Differentiation of the Mean Squared Error with respect to the weight \(w\) involves the Chain Rule. Let's focus on a single data point: \[ L = (wx-y)^2 \] Temporarily replace \((wx-y)\) with \(u\). \[ L = u^2 \] Then, we apply the Chain Rule with respect to the weight: \[ \frac{dL}{dw} = \frac{dL}{du} \frac{du}{dw} \] The outer derivative is: \[ \frac{dL}{du} = 2u = 2(wx-y) \] The inner derivative is: \[ \frac{du}{dw} = (wx-y) = x \] Combining the outer and inner derivatives together: \[ L'(w) = \frac{2}{N} \sum_{i=1}^{N} (wx_i-y_i)x_i \] 

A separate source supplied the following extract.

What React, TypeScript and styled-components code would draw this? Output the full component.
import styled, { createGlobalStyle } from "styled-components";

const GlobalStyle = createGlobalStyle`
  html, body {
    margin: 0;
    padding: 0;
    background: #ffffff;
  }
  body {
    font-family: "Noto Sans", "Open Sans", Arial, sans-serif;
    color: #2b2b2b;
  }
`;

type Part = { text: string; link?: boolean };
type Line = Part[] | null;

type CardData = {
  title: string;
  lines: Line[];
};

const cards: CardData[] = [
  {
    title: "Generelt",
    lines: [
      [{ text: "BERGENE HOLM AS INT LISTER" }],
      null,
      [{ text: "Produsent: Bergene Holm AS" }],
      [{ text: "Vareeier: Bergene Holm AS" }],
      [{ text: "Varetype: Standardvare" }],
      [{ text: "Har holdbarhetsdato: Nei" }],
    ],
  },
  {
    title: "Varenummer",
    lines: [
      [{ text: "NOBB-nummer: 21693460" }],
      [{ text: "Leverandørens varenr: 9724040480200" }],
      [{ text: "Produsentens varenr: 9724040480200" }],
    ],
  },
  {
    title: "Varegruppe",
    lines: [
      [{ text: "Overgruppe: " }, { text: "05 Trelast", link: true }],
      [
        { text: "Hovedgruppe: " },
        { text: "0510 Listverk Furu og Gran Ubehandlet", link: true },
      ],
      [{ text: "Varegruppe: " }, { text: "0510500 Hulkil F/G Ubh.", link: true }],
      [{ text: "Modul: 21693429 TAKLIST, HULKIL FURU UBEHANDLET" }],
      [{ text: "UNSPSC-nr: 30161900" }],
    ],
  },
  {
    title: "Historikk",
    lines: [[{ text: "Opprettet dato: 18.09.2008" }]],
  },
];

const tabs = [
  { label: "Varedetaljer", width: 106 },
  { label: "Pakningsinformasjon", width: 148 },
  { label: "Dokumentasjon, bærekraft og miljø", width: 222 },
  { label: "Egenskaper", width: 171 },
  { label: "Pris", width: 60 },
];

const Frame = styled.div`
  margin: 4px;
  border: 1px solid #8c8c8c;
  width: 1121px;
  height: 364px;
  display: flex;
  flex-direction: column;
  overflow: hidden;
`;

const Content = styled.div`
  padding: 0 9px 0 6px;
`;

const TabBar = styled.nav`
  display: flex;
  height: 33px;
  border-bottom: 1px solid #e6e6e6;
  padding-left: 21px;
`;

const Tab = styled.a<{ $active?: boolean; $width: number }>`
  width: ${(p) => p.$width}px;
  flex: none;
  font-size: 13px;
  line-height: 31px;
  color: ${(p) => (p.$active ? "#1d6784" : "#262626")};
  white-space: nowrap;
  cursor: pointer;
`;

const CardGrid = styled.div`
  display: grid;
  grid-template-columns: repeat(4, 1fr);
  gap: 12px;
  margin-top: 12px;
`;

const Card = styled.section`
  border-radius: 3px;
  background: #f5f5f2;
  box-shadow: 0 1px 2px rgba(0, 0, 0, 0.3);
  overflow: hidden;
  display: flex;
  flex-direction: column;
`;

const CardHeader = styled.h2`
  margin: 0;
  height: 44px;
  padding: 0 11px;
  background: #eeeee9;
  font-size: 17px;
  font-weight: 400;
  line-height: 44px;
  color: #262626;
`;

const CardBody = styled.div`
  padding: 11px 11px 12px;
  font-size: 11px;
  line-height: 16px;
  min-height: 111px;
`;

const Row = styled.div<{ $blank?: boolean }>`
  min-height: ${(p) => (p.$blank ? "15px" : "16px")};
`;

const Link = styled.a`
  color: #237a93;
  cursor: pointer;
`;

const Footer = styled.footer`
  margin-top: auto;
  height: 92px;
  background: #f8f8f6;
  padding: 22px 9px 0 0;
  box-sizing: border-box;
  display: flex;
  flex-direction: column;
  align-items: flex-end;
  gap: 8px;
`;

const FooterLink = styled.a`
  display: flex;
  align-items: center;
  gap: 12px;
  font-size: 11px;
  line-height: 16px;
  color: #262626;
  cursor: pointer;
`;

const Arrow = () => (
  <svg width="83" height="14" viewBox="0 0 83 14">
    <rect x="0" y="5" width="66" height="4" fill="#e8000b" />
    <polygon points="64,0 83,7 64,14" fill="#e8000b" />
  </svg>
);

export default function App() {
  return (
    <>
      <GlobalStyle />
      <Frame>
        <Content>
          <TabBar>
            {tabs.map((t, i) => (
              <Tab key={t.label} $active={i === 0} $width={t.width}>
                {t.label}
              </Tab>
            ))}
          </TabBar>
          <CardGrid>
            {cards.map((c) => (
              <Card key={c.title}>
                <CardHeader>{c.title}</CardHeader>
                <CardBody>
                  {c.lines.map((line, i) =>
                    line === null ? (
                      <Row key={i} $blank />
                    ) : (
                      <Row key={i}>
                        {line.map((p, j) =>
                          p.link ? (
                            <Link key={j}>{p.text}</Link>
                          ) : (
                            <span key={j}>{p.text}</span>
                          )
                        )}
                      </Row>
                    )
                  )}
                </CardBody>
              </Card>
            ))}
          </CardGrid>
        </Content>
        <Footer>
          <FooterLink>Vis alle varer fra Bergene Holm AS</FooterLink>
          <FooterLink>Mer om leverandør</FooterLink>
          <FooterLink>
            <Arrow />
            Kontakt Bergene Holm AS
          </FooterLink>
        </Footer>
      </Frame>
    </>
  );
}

The figure above shows slopes of four weights. The black dots correspond to the previous weights \(w=-2\) and \(w=2\). The blue dots are new ones at \(w=1\) and \(w=4\). We can see that \(w=4\) and \(w=-2\) have the steepest slope of \(28\) and \(-28\), respectively. The slope at \(w=2\) is midler with the value of \(9.33\). When the slope is 0 at \(w=1\), the error term \(L(w)\) is also 0. The slopes descend towards the optimal weight.

The summary of this post:
  • The derivative of a parabolic function can find a slope at any point of the function.
  • The loss function for machine learning optimisation can be expressed in the parabolic function.

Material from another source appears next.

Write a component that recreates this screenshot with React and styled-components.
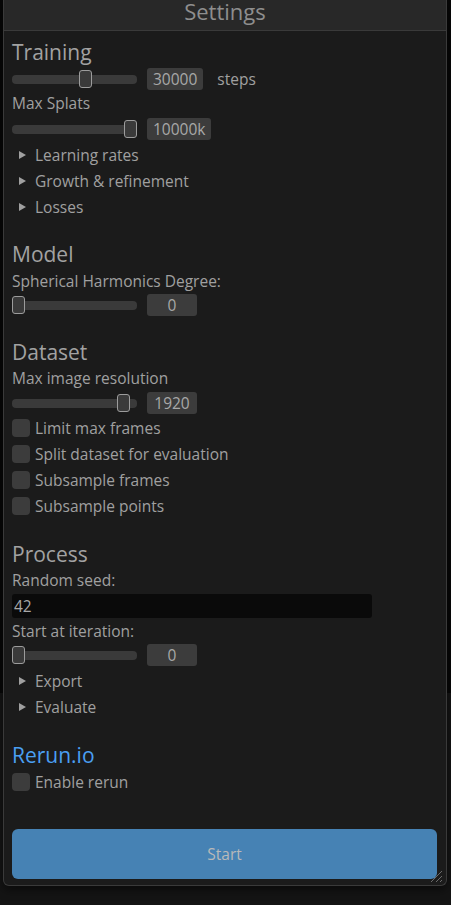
import React from 'react';
import styled, { createGlobalStyle } from 'styled-components';

const Global = createGlobalStyle`
  html, body { margin: 0; padding: 0; background: #0d0d0d; }
  body { font-family: "Open Sans", "Noto Sans", sans-serif; }
`;

const Page = styled.div`
  height: 905px;
  overflow: hidden;
  padding-left: 3px;
  box-sizing: border-box;
  background: linear-gradient(to bottom, #070707 0, #070707 693px, #141414 693px);
`;

const Window = styled.div`
  position: relative;
  width: 444px;
  box-sizing: border-box;
  background: #1b1b1b;
  border: 1px solid #3a3a3a;
  border-top: none;
  border-radius: 0 0 6px 6px;
  box-shadow: 0 4px 10px rgba(0, 0, 0, 0.5);
`;

const TitleBar = styled.div`
  height: 31px;
  box-sizing: border-box;
  padding-top: 1px;
  background: #282828;
  border-bottom: 1px solid #3a3a3a;
  display: flex;
  justify-content: center;
  font-size: 22px;
  line-height: 20px;
  color: #8e8e8e;
  font-weight: 400;
`;

const Body = styled.div`
  padding: 9px 9px 6px 8px;
  display: flex;
  flex-direction: column;
`;

const Heading = styled.h2`
  margin: ${(p) => p.$mt || 0}px 0 0;
  height: 24px;
  line-height: 24px;
  font-size: 21px;
  font-weight: 400;
  color: ${(p) => (p.$accent ? '#4a9ff2' : '#a2a2a2')};
`;

const Label = styled.div`
  margin-top: ${(p) => p.$mt || 0}px;
  height: 18px;
  line-height: 18px;
  font-size: 15.5px;
  color: #a0a0a0;
`;

const SliderRow = styled.div`
  margin-top: ${(p) => p.$mt || 0}px;
  height: 22px;
  display: flex;
  align-items: center;
`;

const Rail = styled.div`
  position: relative;
  width: 125px;
  height: 9px;
  border-radius: 4px;
  background: #3a3a3a;
`;

const Handle = styled.div`
  position: absolute;
  top: 50%;
  width: 13px;
  height: 18px;
  margin-top: -9px;
  box-sizing: border-box;
  border: 1px solid #9c9c9c;
  border-radius: 3px;
  background: #3a3a3a;
`;

const ValueBox = styled.div`
  margin-left: 10px;
  min-width: 50px;
  height: 22px;
  padding: 0 6px;
  box-sizing: border-box;
  background: #3c3c3c;
  border-radius: 3px;
  display: flex;
  align-items: center;
  justify-content: center;
  font-size: 15.5px;
  color: #a8a8a8;
`;

const Unit = styled.span`
  margin-left: 14px;
  font-size: 15.5px;
  color: #a0a0a0;
`;

const CollapseRow = styled.div`
  margin-top: ${(p) => p.$mt || 0}px;
  height: 26px;
  display: flex;
  align-items: center;
  padding-left: 7px;
  font-size: 15.5px;
  color: #a0a0a0;
  gap: 9px;
`;

const CheckRow = styled.label`
  margin-top: ${(p) => p.$mt || 0}px;
  height: 26px;
  display: flex;
  align-items: center;
  gap: 5px;
  font-size: 15.5px;
  color: #a0a0a0;
`;

const Box = styled.span`
  width: 18px;
  height: 18px;
  border-radius: 4px;
  background: #3c3c3c;
`;

const TextInput = styled.div`
  margin-top: ${(p) => p.$mt || 0}px;
  width: 360px;
  height: 24px;
  box-sizing: border-box;
  background: #0a0a0a;
  border-radius: 3px;
  padding-left: 2px;
  display: flex;
  align-items: center;
  font-size: 15.5px;
  color: #a8a8a8;
`;

const StartButton = styled.button`
  margin-top: ${(p) => p.$mt || 0}px;
  width: 425px;
  height: 50px;
  border: none;
  border-radius: 6px;
  background: #4682b4;
  color: #b9b9b9;
  font-family: inherit;
  font-size: 15.5px;
  padding: 0;
`;

const Grip = styled.svg`
  position: absolute;
  right: 3px;
  bottom: 2px;
`;

function Slider({ frac, value, unit, mt }) {
  return (
    <SliderRow $mt={mt}>
      <Rail>
        <Handle style={{ left: `${frac * 112}px` }} />
      </Rail>
      <ValueBox>{value}</ValueBox>
      {unit && <Unit>{unit}</Unit>}
    </SliderRow>
  );
}

function Collapse({ children, mt }) {
  return (
    <CollapseRow $mt={mt}>
      <svg width="7" height="8" viewBox="0 0 7 8">
        <path d="M0 0 L7 4 L0 8 Z" fill="#a0a0a0" />
      </svg>
      <span>{children}</span>
    </CollapseRow>
  );
}

function Check({ children, mt }) {
  return (
    <CheckRow $mt={mt}>
      <Box />
      <span>{children}</span>
    </CheckRow>
  );
}

export default function App() {
  return (
    <>
      <Global />
      <Page>
        <Window>
          <TitleBar>Settings</TitleBar>
          <Body>
            <Heading>Training</Heading>
            <Slider mt={4} frac={0.6} value="30000" unit="steps" />
            <Label $mt={4}>Max Splats</Label>
            <Slider mt={6} frac={1} value="10000k" />
            <Collapse mt={2}>Learning rates</Collapse>
            <Collapse>Growth &amp; refinement</Collapse>
            <Collapse>Losses</Collapse>

            <Heading $mt={22}>Model</Heading>
            <Label $mt={6}>Spherical Harmonics Degree:</Label>
            <Slider mt={4} frac={0} value="0" />

            <Heading $mt={24}>Dataset</Heading>
            <Label $mt={5}>Max image resolution</Label>
            <Slider mt={5} frac={0.9375} value="1920" />
            <Check mt={1}>Limit max frames</Check>
            <Check>Split dataset for evaluation</Check>
            <Check>Subsample frames</Check>
            <Check>Subsample points</Check>

            <Heading $mt={23}>Process</Heading>
            <Label $mt={5}>Random seed:</Label>
            <TextInput $mt={5}>42</TextInput>
            <Label $mt={4}>Start at iteration:</Label>
            <Slider mt={4} frac={0} value="0" />
            <Collapse mt={2}>Export</Collapse>
            <Collapse>Evaluate</Collapse>

            <Heading $mt={23} $accent>Rerun.io</Heading>
            <Check mt={2}>Enable rerun</Check>

            <StartButton $mt={34}>Start</StartButton>
          </Body>
          <Grip width="14" height="14" viewBox="0 0 14 14">
            <path d="M13 2 L2 13 M13 7 L7 13 M13 11 L11 13" stroke="#6a6a6a" strokeWidth="1" />
          </Grip>
        </Window>
      </Page>
    </>
  );
}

  • The slope = 0 is often a point of the best weight for a machine learning model, because the error is also 0.
  • And that's why finding the slope = 0 through differentiation calculus is important for machine learning.

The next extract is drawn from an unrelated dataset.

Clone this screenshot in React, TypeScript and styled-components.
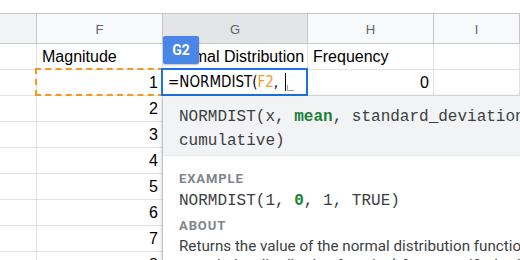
import React from "react";
import styled, { createGlobalStyle } from "styled-components";

const Global = createGlobalStyle`
  html, body { margin: 0; padding: 0; background: #fff; }
  body { width: 520px; height: 260px; overflow: hidden; font-family: "Liberation Sans", Arial, sans-serif; }
`;

const Sheet = styled.div`
  position: relative;
  width: 520px;
  height: 260px;
  overflow: hidden;
  background: #fff;
`;

const TopSpace = styled.div`
  height: 13px;
  background: #fff;
`;

const COLS = "37px 126px 145px 126px 1fr";

const HeaderRow = styled.div`
  display: grid;
  grid-template-columns: ${COLS};
  height: 31px;
  box-sizing: border-box;
  border-top: 1px solid #c7c7c7;
  border-bottom: 1px solid #c7c7c7;
`;

const HeaderCell = styled.div<{ $sel?: boolean; $dim?: boolean }>`
  box-sizing: border-box;
  border-right: 1px solid #c7c7c7;
  background: ${(p) => (p.$sel ? "#e3e5e8" : p.$dim ? "#f1f3f4" : "#f8f9fa")};
  color: #5f6368;
  font-size: 13px;
  display: flex;
  align-items: center;
  justify-content: center;
  padding-top: 1px;
`;

const Row = styled.div`
  display: grid;
  grid-template-columns: ${COLS};
  height: 26px;
  box-sizing: border-box;
  border-bottom: 1px solid #e2e2e2;
`;

const Cell = styled.div<{ $num?: boolean }>`
  box-sizing: border-box;
  border-right: 1px solid #e2e2e2;
  display: flex;
  align-items: center;
  justify-content: ${(p) => (p.$num ? "flex-end" : "flex-start")};
  padding: 0 4px 0 5px;
  font-size: 16px;
  color: #000;
  white-space: nowrap;
  overflow: hidden;
`;

const CopyRange = styled.div`
  position: absolute;
  left: 35px;
  top: 68px;
  width: 129px;
  height: 28px;
  box-sizing: border-box;
  border: 2px dashed #f29a1f;
`;

const Editor = styled.div`
  position: absolute;
  left: 161px;
  top: 68px;
  width: 147px;
  height: 28px;
  box-sizing: border-box;
  border: 2px solid #1a73e8;
  background: #fff;
  display: flex;
  align-items: center;
  padding-left: 5px;
  font-family: "Liberation Sans Narrow", "DejaVu Sans Condensed", "Roboto Condensed", "Liberation Sans", sans-serif;
  font-size: 15px;
  color: #000;
  white-space: pre;
`;

const Ref = styled.span`
  color: #f09b26;
`;

const Caret = styled.span`
  display: inline-block;
  width: 1px;
  height: 18px;
  background: #000;
  margin-left: 7px;
  position: relative;
  &::after {
    content: "";
    position: absolute;
    left: 2px;
    bottom: 0;
    width: 6px;
    height: 5px;
    border-left: 1px solid #9aa0a6;
    border-bottom: 1px solid #9aa0a6;
  }
`;

const RefLabel = styled.div`
  position: absolute;
  left: 163px;
  top: 36px;
  width: 36px;
  height: 28px;
  background: #4a86e8;
  border-radius: 2px;
  color: #fff;
  font-family: "Roboto", "Liberation Sans", sans-serif;
  font-weight: 700;
  font-size: 14px;
  display: flex;
  align-items: center;
  justify-content: center;
  box-shadow: 0 1px 2px rgba(0, 0, 0, 0.25);
`;

const Popup = styled.div`
  position: absolute;
  left: 163px;
  top: 96px;
  width: 420px;
  height: 200px;
  background: #fff;
  box-shadow: 0 1px 3px rgba(60, 64, 67, 0.35), 0 2px 8px rgba(60, 64, 67, 0.15);
`;

const MONO = `"Liberation Mono", "Courier New", monospace`;

const Signature = styled.div`
  background: #f1f3f4;
  padding: 9px 16px 3px 16px;
  height: 60px;
  box-sizing: border-box;
  border-bottom: 1px solid #e8eaed;
  font-family: ${MONO};
  font-size: 16px;
  line-height: 24px;
  color: #3c4043;
  white-space: pre;
`;

const Hl = styled.b`
  color: #188038;
  font-weight: 700;
`;

const Body = styled.div`
  padding: 13px 16px 0 16px;
`;

const SectionTitle = styled.div`
  font-family: "Roboto", "Liberation Sans", sans-serif;
  font-weight: 700;
  font-size: 13px;
  letter-spacing: 0.9px;
  color: #80868b;
  line-height: 20px;
`;

const Mono = styled.div`
  font-family: ${MONO};
  font-size: 16px;
  line-height: 24px;
  color: #3c4043;
  white-space: pre;
  margin-bottom: 3px;
`;

const About = styled.div`
  font-family: "Roboto", "Liberation Sans", sans-serif;
  font-size: 15.2px;
  line-height: 19px;
  color: #3c4043;
  white-space: nowrap;
  margin-top: 1px;
`;

const rows = [
  { f: "Magnitude", g: "Normal Distribution", h: "Frequency", text: true },
  { f: "1", g: "", h: "0" },
  { f: "2" },
  { f: "3" },
  { f: "4" },
  { f: "5" },
  { f: "6" },
  { f: "7" },
  { f: "8" },
];

export default function App() {
  return (
    <>
      <Global />
      <Sheet>
        <TopSpace />
        <HeaderRow>
          <HeaderCell $dim />
          <HeaderCell>F</HeaderCell>
          <HeaderCell $sel>G</HeaderCell>
          <HeaderCell>H</HeaderCell>
          <HeaderCell>I</HeaderCell>
        </HeaderRow>
        {rows.map((r, i) => (
          <Row key={i}>
            <Cell />
            <Cell $num={!r.text}>{r.f}</Cell>
            <Cell>{r.g}</Cell>
            <Cell $num={!r.text}>{r.h}</Cell>
            <Cell />
          </Row>
        ))}
        <CopyRange />
        <Editor>
          {"=NORMDIST("}
          <Ref>F2</Ref>
          {","}
          <Caret />
        </Editor>
        <RefLabel>G2</RefLabel>
        <Popup>
          <Signature>
            {"NORMDIST(x, "}
            <Hl>mean</Hl>
            {", standard_deviation,\ncumulative)"}
          </Signature>
          <Body>
            <SectionTitle>EXAMPLE</SectionTitle>
            <Mono>
              {"NORMDIST(1, "}
              <Hl>0</Hl>
              {", 1, TRUE)"}
            </Mono>
            <SectionTitle>ABOUT</SectionTitle>
            <About>
              Returns the value of the normal distribution function (or normal
              <br />
              cumulative distribution function) for a specified value, mean
            </About>
          </Body>
        </Popup>
      </Sheet>
    </>
  );
}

What we saw is a descending slope, but the most common optimisation algorithm for machine learning is called "gradient descent". Typically, machine learning models have multiple weights in the form of vectors or matrices. The optimisation process keeps track of multiple slopes. **And multiple slopes for weight vectors or matrices are referred to as "gradients".

Hopefully, this post makes it clear the connection between differentiation calculus and machine learning optimisation.

Note

*I know that unsupervised learning like clustering does not use a loss function. But, most of the ML problems we do are deep neural networks anyway.